Para Sarmiento, por último, las dos oes del Don Yo se abren como un espacio ávido y productivo. En el vacío que instala el deíctico, en la concavidad con que Sarmiento encuentra la posibilidad de un llenado incesante de obras, de discursos y de escritos, la prensa satírica argentina encuentra la clave de una interpretación. Sarmiento, literalmente, lo será todo: podrá ser cualquier cosa. Extravagancia, desborde, disfraz, locura, ínfulas y exceso encontrarán su fórmula visual en la variedad y la combinatoria virtualmente infinitas.
El escultor triunfa sobre el dibujante
(…) el rostro humano todavía no encontró su cara, y que depende del pintor que se le conceda una. Pero esto significa que la cara humana tal cual es está aún explorando con dos ojos, una nariz, una boca y dos cavidades auriculares que corresponden a los agujeros de las órbitas como las cuatro aberturas de la bóveda sepulcral de la muerte próxima. (…)

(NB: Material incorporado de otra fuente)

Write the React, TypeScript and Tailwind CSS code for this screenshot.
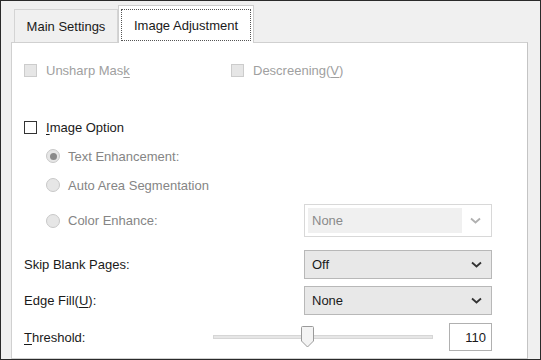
import React from "react";

const font = { fontFamily: '"Liberation Sans", Arial, sans-serif' };

// label with one underlined mnemonic letter
function Mn({ a, u, b }: { a: string; u: string; b?: string }) {
  return (
    <span>
      {a}
      <span className="underline underline-offset-2">{u}</span>
      {b}
    </span>
  );
}

function Check({ disabled, children }: { disabled?: boolean; children: React.ReactNode }) {
  return (
    <div className="flex items-center gap-[9px]">
      <div
        className={
          disabled
            ? "w-[13px] h-[13px] border border-[#cccccc] bg-[#e6e6e6]"
            : "w-[13px] h-[13px] border border-[#333333] bg-white"
        }
      />
      <span className={disabled ? "text-[#a0a0a0]" : "text-[#1a1a1a]"}>{children}</span>
    </div>
  );
}

function Radio({ checked, label }: { checked?: boolean; label: string }) {
  return (
    <div className="flex items-center gap-[8px] text-[#858585]">
      <div className="w-[14px] h-[14px] rounded-full border border-[#c8c8c8] bg-[#e6e6e6] flex items-center justify-center">
        {checked && <div className="w-[7px] h-[7px] rounded-full bg-[#8a8a8a]" />}
      </div>
      <span>{label}</span>
    </div>
  );
}

function Chevron({ color }: { color: string }) {
  return (
    <svg width="11" height="7" viewBox="0 0 11 7">
      <path d="M1 1.5 L5.5 5.5 L10 1.5" fill="none" stroke={color} strokeWidth="1.8" />
    </svg>
  );
}

export default function App() {
  return (
    <div
      className="w-[541px] h-[360px] overflow-hidden bg-[#f0f0f0] border border-[#2a2a2a] text-[13px] leading-none flex flex-col pl-[10px] pr-[12px]"
      style={font}
    >
      {/* tabs */}
      <div className="flex items-end h-[41px] pl-[3px] shrink-0">
        <div className="h-[33px] w-[104px] border border-b-0 border-[#d4d4d4] bg-[#f0f0f0] flex items-center justify-center text-[#1a1a1a]">
          Main Settings
        </div>
        <div className="h-[38px] w-[136px] border border-b-0 border-[#cfcfcf] bg-white flex items-center justify-center -mb-px relative z-10 px-[2px] pt-[3px] pb-[2px]">
          <span className="w-full h-full border border-dotted border-[#555] flex items-center justify-center text-[#1a1a1a]">
            Image Adjustment
          </span>
        </div>
      </div>

      {/* panel */}
      <div className="flex-1 bg-white border border-[#d0d0d0] border-r-[#c4c4c4] pl-[12px] pr-[35px] flex flex-col">
        <div className="flex items-center h-[30px] mt-[12px]">
          <div className="w-[207px]">
            <Check disabled>
              <Mn a="Unsharp Mas" u="k" />
            </Check>
          </div>
          <Check disabled>
            <Mn a="Descreening(" u="V" b=")" />
          </Check>
        </div>

        <div className="flex items-center h-[20px] mt-[32px]">
          <Check>
            <Mn a="" u="I" b="mage Option" />
          </Check>
        </div>

        <div className="pl-[22px] flex flex-col">
          <div className="h-[20px] mt-[9px] flex items-center">
            <Radio checked label="Text Enhancement:" />
          </div>
          <div className="h-[20px] mt-[9px] flex items-center">
            <Radio label="Auto Area Segmentation" />
          </div>
          <div className="flex items-center justify-between mt-[9px]">
            <Radio label="Color Enhance:" />
            <div className="w-[188px] h-[33px] border border-[#d8d8d8] bg-white flex items-center px-[3px]">
              <div className="flex-1 h-[25px] bg-[#f0f0f0] text-[#8a8a8a] flex items-center pl-[4px]">None</div>
              <div className="w-[26px] flex items-center justify-center">
                <Chevron color="#b0b0b0" />
              </div>
            </div>
          </div>
        </div>

        <div className="flex items-center justify-between mt-[13px] text-[#1a1a1a]">
          <span>Skip Blank Pages:</span>
          <div className="w-[188px] h-[29px] border border-[#b8b8b8] bg-[#e8e8e8] flex items-center pl-[7px] pr-[9px] justify-between">
            <span>Off</span>
            <Chevron color="#333" />
          </div>
        </div>

        <div className="flex items-center justify-between mt-[7px] text-[#1a1a1a]">
          <Mn a="Edge Fill(" u="U" b="):" />
          <div className="w-[188px] h-[29px] border border-[#b8b8b8] bg-[#e8e8e8] flex items-center pl-[7px] pr-[9px] justify-between">
            <span>None</span>
            <Chevron color="#333" />
          </div>
        </div>

        <div className="flex items-center mt-[8px] text-[#1a1a1a] h-[28px]">
          <span className="w-[189px]">
            <Mn a="" u="T" b="hreshold:" />
          </span>
          <div className="relative w-[220px] h-[28px] flex items-center">
            <div className="w-full h-[4px] bg-[#e6e6e6] border border-[#d6d6d6]" />
            <svg className="absolute left-[88px] top-[3px]" width="13" height="22" viewBox="0 0 13 22">
              <path d="M0.5 1.5 Q0.5 0.5 1.5 0.5 L11.5 0.5 Q12.5 0.5 12.5 1.5 L12.5 15 L6.5 21 L0.5 15 Z" fill="#f3f3f3" stroke="#9a9a9a" />
            </svg>
          </div>
          <div className="ml-auto w-[43px] h-[28px] border border-[#b0b0b0] bg-white flex items-center justify-end pr-[5px]">
            110
          </div>
        </div>
      </div>
    </div>
  );
}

Antonin Artaud, “El rostro humano”.

Para Sarmiento, la prensa satírica encontró, justamente, los trazos caleidoscópicos con que sobreimprimir al vacío de las órbitas, al vacío del yo, un rostro –múltiple y variable- y un cuerpo humanos. Años más tarde, es de nuevo Lugones quien más se acerca a ensayar la misma operación. En el centenario del nacimiento de Sarmiento, Lugones inicia así su biografía:
La naturaleza hizo en grande a Sarmiento. Dióle la unidad de la montaña que consiste en irse hacia arriba, de punta; mas fuera de esa circunscripción al triángulo proyectivo que tambien perfila el remate de la llama, hizo de su estructura una aglomeración pintorescamente compuesta de piedra, abismo, bosque y agua. Así son de cerca esos caos donde parece expresar una especie de antiguo dolor ceñudo el desorden del granito. Su fortaleza manifiéstale en una ruda fealdad, como la carne del pobre. La breña negruzca, la desmirriada paja de la grieta, erízanle una pelambre de lobo. (…) Sabe que todo han de sacarle al rostro, menos vergüenza ó miedo. (…) (1911: 9 y 13).
Multiplicidad, naturaleza, fealdad, primitivismo, desorden y fiereza. Los tópicos se reiteran en la sátira, en la interpretación que se quiere neutral y aun en la hagiografía. E incluso en términos similares, en un pasaje que no puede sino pensarse como caricaturesco, Sarmiento imagina –una vez entre muchas- su lugar en la historia.
Es 1º de noviembre, el día de los muertos. Sarmiento, cronista, ha andado por la Recoleta entre tumbas de amigos y enemigos, repasando a través del paseo la historia argentina que, asume, no se separa de su propia historia. El recorrido va llegando a su fin.
Aléjeme de estos lugares poblados de recuerdos, de fragmentos de nuestra historia y pasando por delante del sepulcro de Rivadavia, de Brown, de D. Juan de la Peña, el maestro de escuela, porque en este sonambulismo del espíritu, hé adquirido la facultad de no ver sino lo que entra en el cuadro de mi propia vida, interrogo mis propias fuerzas, pido á mi espíritu la solución buscada, y cuando eureka! ya la tengo en las manos, siento que el impulso de la voluntad se detiene, que mis hombros se paralizan, y que una comezón en las plantas me anuncia que como aquellas ninfas castigadas por dioses celosos ó irritados, me arraigo en el suelo, me endurezco y consolido, mis facciones toman el aspecto griego del arte y me convierto en monumento del Cementerio... (OC XLVI: 84-91).
Si el Sarmenticidio de Martínez Villergas había revelado que el pasaje del monumento al devenir-vegetal estaba escrito en su nombre, del sarmiento a laparra, es su autor, protagonista y blanco quien se encarga de aprender de la sátira e invertir el camino. Ya no parra susceptible de sarmenticidio, sino para convertirse en ninfa de una mitología rocambolesca, Sarmiento se imagina monumento… de cementerio. El súbito giro fantástico de la crónica anuncia no sólo el triunfo de Sarmiento sobre la muerte, sino el del autor sobre cualquiera de las formas con que intente injuriarlo la sátira. Sarmiento la ha hecho suya para la posteridad.
El Mosquito, 24-11-1883. Sin firma. Detalle
En el pedestal del monumento se lee: “Gral. Dn. Domingo. Vencedor de Piojito. Creador del magnífico Puerto de Buenos Aires, del Parque 3 de Febrero, de los manglares, etc. Protector de animales y enemigo de los burros.